[Set task] Return, without pictures, the lines from the start of the data through the one that contains "<process-page></process-page>".

[Data shown]

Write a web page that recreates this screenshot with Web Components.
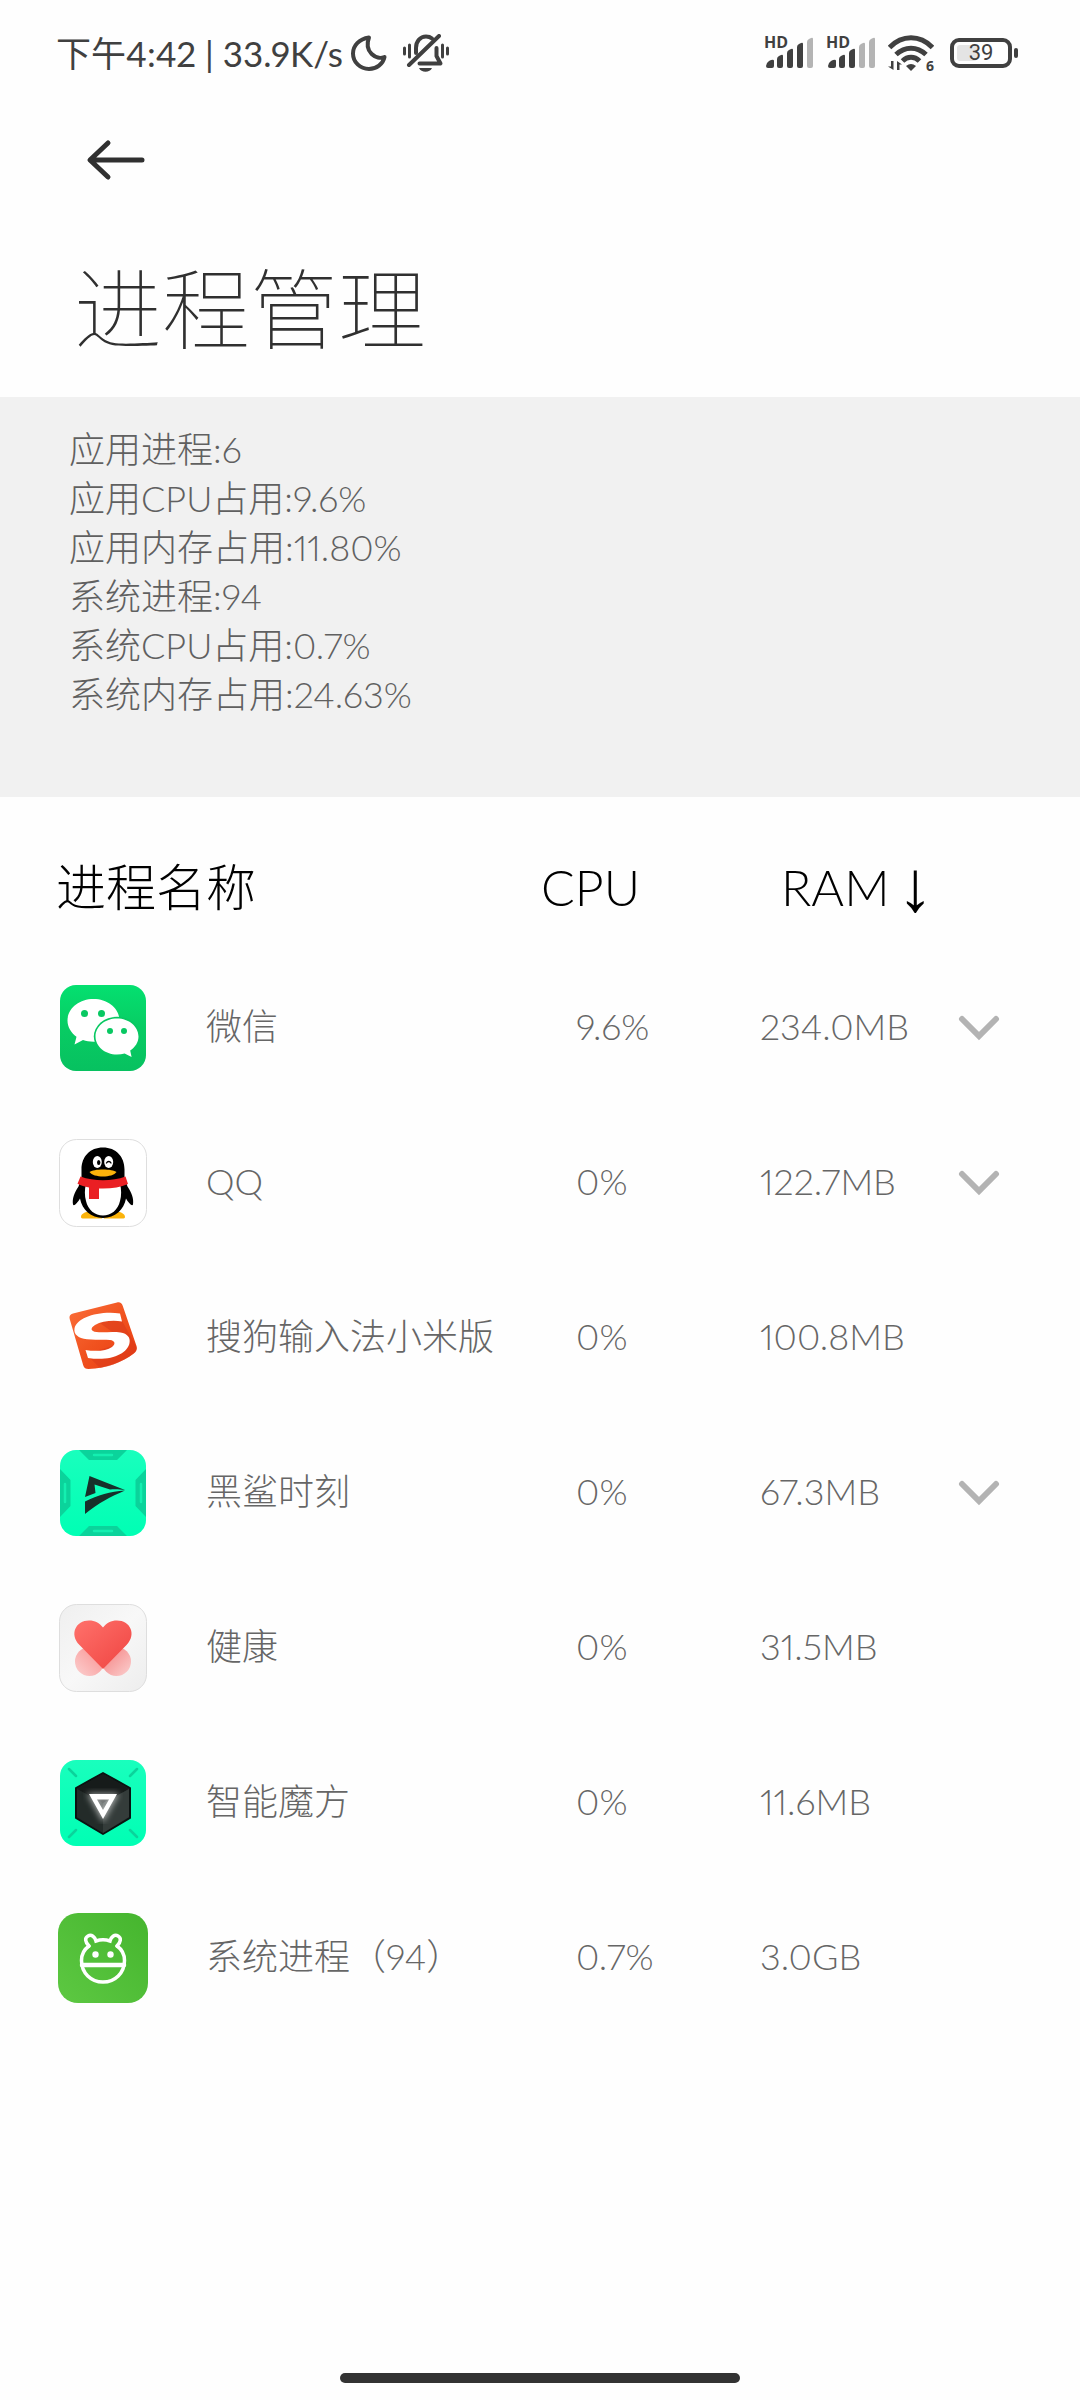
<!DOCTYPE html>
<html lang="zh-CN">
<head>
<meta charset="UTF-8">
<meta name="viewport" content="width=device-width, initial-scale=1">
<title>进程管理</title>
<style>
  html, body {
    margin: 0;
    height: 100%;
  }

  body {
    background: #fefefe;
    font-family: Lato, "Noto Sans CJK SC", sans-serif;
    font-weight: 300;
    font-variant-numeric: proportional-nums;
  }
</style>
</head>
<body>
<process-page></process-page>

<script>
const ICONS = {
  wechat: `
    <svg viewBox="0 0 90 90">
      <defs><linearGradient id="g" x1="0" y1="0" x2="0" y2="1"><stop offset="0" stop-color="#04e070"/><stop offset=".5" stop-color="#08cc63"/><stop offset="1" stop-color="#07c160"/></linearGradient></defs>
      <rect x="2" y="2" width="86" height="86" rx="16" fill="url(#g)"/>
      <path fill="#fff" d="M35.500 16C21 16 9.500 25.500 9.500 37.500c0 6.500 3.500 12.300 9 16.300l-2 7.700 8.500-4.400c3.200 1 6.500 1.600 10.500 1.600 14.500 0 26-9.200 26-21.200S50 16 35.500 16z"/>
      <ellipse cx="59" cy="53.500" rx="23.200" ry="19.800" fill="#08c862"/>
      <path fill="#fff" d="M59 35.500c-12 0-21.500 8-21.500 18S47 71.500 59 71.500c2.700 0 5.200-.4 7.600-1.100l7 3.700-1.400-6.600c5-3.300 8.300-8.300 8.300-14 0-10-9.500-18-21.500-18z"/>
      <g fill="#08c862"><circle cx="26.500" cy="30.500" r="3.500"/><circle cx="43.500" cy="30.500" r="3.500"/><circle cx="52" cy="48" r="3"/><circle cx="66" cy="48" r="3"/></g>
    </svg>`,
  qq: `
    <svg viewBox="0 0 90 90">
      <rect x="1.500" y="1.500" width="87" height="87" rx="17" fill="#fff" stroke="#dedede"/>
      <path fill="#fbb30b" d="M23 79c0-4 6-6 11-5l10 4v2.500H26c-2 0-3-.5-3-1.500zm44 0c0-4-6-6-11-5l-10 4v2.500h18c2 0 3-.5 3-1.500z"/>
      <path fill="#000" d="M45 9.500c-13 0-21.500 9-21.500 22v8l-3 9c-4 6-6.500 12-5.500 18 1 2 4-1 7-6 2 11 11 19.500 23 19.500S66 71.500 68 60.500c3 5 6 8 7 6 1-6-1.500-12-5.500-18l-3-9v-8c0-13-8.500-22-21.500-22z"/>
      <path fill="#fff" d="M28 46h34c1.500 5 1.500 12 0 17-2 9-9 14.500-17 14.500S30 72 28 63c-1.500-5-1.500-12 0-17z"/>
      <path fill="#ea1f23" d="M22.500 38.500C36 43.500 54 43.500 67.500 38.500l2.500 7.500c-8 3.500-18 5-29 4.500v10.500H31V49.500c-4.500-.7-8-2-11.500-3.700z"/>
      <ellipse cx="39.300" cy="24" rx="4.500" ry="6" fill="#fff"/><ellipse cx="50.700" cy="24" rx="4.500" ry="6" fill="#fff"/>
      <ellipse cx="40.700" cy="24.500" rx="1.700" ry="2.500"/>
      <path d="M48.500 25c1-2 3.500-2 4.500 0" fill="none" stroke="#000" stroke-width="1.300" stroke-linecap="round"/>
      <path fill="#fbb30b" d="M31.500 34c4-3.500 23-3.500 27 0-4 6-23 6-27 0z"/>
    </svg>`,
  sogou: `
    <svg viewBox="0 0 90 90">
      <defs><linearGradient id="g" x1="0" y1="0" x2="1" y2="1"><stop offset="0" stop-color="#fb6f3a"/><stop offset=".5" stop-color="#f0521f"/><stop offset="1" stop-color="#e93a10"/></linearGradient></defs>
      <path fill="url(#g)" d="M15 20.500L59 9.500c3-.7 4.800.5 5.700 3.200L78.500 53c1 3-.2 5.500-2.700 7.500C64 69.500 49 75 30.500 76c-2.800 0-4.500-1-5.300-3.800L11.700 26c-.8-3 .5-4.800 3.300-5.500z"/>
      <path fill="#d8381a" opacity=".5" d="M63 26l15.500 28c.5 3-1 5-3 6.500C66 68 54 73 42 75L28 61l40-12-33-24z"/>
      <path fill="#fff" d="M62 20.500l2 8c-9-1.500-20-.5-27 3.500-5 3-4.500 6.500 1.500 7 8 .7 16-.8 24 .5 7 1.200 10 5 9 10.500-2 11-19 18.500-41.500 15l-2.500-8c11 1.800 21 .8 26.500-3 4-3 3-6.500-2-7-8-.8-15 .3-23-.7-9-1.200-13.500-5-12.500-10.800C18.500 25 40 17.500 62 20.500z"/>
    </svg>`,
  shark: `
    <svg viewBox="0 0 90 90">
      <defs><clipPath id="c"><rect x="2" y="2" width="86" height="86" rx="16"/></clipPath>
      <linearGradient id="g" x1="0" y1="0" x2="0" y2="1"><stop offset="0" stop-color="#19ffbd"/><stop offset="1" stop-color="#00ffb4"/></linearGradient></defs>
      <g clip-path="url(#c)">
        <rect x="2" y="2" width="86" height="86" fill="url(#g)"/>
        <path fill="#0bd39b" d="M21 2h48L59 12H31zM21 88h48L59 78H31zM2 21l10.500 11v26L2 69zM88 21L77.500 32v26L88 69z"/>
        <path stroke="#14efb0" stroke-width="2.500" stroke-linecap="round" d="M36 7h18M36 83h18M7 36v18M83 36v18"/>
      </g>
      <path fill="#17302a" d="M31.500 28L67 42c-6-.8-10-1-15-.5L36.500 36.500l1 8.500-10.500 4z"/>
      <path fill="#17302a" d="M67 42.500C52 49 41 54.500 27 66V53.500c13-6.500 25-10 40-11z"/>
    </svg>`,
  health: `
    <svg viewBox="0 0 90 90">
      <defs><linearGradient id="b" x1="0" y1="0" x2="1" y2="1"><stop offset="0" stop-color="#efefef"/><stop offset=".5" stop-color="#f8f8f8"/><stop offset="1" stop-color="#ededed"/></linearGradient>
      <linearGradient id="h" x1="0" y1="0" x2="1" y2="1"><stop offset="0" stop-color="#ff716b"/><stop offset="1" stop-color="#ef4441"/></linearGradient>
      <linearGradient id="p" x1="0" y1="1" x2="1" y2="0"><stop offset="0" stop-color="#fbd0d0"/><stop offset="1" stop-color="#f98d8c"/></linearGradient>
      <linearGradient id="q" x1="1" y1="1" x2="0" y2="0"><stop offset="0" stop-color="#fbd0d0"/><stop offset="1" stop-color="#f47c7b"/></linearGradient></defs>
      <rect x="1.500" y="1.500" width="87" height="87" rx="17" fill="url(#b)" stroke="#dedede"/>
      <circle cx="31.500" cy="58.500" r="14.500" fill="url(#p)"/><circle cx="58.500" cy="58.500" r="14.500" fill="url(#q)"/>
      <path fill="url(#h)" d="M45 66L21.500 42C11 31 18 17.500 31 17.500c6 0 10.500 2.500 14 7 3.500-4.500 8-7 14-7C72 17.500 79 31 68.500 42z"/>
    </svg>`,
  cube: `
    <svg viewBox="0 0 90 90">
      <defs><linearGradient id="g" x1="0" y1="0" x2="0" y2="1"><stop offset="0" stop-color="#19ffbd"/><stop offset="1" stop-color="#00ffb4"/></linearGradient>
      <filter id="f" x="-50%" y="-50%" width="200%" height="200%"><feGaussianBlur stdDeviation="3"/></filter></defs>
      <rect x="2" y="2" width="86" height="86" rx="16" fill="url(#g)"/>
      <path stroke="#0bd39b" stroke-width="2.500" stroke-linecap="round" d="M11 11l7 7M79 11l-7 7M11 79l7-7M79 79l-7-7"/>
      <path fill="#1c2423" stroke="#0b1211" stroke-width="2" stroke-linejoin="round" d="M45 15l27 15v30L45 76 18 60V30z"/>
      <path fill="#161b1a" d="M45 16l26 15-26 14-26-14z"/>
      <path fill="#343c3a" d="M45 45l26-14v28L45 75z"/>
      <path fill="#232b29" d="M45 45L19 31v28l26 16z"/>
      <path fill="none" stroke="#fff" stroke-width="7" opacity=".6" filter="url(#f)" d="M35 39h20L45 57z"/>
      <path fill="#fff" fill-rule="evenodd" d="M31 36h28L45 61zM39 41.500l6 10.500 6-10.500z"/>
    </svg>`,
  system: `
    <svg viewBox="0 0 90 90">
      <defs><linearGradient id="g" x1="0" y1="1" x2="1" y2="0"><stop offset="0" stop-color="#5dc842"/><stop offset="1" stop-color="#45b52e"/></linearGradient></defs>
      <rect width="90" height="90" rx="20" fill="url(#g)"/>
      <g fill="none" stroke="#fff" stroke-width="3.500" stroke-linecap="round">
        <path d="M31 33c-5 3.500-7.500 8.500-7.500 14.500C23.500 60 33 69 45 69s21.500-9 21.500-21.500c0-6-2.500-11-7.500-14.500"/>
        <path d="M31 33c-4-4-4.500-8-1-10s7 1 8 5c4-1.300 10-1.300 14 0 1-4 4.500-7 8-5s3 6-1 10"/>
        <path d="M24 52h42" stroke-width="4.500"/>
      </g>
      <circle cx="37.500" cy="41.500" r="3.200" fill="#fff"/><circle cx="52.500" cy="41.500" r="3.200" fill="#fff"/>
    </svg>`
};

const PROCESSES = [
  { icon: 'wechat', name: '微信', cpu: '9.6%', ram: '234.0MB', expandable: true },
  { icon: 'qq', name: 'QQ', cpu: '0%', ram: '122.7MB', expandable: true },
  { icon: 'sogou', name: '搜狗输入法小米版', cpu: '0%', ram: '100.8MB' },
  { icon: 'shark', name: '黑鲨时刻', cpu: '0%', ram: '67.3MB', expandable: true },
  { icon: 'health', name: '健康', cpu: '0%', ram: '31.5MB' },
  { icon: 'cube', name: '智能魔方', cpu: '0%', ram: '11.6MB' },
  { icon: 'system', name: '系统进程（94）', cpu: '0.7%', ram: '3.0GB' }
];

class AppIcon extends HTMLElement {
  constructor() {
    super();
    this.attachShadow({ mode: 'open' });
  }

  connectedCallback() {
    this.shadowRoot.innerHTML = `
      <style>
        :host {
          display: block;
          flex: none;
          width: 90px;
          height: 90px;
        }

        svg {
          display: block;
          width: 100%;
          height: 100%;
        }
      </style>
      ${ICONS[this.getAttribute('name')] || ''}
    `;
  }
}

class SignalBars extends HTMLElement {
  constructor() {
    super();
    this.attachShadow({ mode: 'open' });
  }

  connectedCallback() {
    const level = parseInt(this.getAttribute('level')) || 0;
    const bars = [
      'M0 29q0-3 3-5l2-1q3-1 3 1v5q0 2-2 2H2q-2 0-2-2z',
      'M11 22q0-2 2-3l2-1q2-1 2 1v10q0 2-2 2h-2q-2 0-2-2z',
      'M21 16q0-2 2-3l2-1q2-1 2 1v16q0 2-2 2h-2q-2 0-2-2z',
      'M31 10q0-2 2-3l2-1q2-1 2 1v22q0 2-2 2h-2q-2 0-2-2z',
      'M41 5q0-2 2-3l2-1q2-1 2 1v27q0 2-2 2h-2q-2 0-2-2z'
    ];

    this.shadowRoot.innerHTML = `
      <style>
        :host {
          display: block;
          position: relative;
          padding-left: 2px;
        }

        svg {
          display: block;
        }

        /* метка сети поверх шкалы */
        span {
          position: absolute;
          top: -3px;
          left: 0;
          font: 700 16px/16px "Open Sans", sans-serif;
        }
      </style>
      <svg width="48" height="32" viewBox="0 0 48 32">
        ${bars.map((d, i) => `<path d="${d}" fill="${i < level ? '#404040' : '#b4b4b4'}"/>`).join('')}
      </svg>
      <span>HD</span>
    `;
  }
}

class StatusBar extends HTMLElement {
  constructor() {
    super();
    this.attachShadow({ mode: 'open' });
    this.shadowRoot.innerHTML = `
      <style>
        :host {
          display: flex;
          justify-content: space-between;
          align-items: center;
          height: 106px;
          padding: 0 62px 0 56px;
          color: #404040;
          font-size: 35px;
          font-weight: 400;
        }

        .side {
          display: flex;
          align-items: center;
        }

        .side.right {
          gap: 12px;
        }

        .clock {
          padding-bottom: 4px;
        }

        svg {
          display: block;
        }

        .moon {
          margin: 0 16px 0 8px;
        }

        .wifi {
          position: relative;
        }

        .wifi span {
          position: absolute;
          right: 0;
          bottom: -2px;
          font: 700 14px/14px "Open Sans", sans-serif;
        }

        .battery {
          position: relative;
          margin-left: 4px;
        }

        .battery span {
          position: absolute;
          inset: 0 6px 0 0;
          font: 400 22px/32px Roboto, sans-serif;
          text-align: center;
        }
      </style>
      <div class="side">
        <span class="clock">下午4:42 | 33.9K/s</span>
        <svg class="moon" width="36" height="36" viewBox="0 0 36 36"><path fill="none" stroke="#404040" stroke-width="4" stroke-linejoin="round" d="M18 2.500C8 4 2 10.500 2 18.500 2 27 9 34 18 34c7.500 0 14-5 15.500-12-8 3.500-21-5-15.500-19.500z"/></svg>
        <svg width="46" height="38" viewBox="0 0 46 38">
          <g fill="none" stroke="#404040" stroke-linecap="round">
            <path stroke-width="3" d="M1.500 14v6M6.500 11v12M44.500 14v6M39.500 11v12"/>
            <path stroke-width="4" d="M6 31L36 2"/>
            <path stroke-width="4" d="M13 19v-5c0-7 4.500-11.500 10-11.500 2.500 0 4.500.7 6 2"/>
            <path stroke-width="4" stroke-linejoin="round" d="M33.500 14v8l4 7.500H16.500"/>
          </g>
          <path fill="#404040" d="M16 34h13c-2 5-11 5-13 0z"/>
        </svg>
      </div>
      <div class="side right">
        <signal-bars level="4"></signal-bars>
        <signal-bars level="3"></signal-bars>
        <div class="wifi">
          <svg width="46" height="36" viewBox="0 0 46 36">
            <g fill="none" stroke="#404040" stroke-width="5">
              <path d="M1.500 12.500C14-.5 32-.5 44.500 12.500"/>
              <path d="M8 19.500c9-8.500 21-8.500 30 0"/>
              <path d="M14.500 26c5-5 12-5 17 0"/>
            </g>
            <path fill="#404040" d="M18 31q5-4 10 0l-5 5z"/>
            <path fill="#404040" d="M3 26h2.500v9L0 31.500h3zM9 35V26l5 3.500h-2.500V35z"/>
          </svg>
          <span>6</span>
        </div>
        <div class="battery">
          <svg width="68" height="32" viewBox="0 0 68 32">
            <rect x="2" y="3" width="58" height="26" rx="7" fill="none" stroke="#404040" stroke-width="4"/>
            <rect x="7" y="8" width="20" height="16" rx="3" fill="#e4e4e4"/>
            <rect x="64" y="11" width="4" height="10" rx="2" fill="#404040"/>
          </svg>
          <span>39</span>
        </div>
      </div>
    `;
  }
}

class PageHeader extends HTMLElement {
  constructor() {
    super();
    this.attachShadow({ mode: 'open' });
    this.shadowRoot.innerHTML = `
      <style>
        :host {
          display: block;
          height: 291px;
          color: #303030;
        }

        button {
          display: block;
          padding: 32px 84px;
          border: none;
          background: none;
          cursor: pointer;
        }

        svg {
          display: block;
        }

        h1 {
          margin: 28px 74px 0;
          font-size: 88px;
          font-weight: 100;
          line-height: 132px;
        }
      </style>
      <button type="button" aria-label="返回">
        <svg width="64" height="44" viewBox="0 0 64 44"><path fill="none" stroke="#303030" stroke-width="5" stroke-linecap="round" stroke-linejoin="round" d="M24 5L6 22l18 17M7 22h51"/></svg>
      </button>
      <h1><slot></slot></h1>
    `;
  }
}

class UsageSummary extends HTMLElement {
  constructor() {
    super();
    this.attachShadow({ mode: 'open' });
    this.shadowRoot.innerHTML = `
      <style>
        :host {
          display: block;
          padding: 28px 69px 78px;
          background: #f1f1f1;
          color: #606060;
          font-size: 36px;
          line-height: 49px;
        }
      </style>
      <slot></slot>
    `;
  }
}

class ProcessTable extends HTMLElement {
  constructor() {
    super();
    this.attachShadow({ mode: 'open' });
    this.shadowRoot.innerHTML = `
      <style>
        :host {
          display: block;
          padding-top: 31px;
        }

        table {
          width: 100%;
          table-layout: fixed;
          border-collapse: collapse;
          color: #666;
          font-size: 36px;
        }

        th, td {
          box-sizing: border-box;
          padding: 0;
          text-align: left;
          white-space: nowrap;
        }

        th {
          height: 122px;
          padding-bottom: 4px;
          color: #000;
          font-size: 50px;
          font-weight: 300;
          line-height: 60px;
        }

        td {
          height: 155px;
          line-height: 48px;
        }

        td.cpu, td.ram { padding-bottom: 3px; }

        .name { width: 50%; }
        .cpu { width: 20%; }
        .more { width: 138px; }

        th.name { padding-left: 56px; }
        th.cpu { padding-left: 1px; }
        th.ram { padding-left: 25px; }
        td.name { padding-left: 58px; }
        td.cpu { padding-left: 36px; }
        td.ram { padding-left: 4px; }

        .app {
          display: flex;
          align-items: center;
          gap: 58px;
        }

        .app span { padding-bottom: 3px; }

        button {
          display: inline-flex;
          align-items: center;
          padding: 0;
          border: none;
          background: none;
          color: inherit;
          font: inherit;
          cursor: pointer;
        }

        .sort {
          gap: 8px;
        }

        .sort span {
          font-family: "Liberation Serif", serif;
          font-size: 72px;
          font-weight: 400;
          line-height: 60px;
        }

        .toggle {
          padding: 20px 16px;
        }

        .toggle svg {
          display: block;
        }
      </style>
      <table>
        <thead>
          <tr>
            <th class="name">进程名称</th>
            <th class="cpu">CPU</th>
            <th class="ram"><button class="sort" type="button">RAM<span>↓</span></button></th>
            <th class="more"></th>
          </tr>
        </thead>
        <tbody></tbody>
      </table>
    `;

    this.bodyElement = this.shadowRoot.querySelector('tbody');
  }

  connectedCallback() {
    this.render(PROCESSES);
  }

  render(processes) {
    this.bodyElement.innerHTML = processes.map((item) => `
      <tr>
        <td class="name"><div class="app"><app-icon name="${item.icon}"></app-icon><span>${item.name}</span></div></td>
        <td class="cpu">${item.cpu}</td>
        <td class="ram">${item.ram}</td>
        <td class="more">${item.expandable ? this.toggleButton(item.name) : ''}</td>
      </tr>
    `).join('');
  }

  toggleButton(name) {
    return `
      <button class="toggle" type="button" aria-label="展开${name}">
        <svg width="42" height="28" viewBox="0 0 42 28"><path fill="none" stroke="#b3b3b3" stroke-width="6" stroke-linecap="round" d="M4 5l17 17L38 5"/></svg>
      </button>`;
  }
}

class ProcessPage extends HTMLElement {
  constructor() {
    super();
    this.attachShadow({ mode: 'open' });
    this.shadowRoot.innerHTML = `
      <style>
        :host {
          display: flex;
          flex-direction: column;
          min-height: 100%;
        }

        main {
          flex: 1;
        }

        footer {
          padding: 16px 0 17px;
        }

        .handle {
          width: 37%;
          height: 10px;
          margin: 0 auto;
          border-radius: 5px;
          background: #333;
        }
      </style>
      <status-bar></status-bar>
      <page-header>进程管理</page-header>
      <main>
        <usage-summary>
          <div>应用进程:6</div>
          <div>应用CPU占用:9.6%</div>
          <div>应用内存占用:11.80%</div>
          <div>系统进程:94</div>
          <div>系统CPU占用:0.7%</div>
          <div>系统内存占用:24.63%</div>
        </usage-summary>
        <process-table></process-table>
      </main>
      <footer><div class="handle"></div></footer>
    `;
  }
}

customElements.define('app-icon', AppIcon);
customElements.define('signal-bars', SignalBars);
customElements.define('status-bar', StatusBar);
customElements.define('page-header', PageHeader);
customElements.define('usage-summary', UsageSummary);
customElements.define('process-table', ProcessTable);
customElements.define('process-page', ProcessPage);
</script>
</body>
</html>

[Output for this exercise]
Write a web page that recreates this screenshot with Web Components.
<!DOCTYPE html>
<html lang="zh-CN">
<head>
<meta charset="UTF-8">
<meta name="viewport" content="width=device-width, initial-scale=1">
<title>进程管理</title>
<style>
  html, body {
    margin: 0;
    height: 100%;
  }

  body {
    background: #fefefe;
    font-family: Lato, "Noto Sans CJK SC", sans-serif;
    font-weight: 300;
    font-variant-numeric: proportional-nums;
  }
</style>
</head>
<body>
<process-page></process-page>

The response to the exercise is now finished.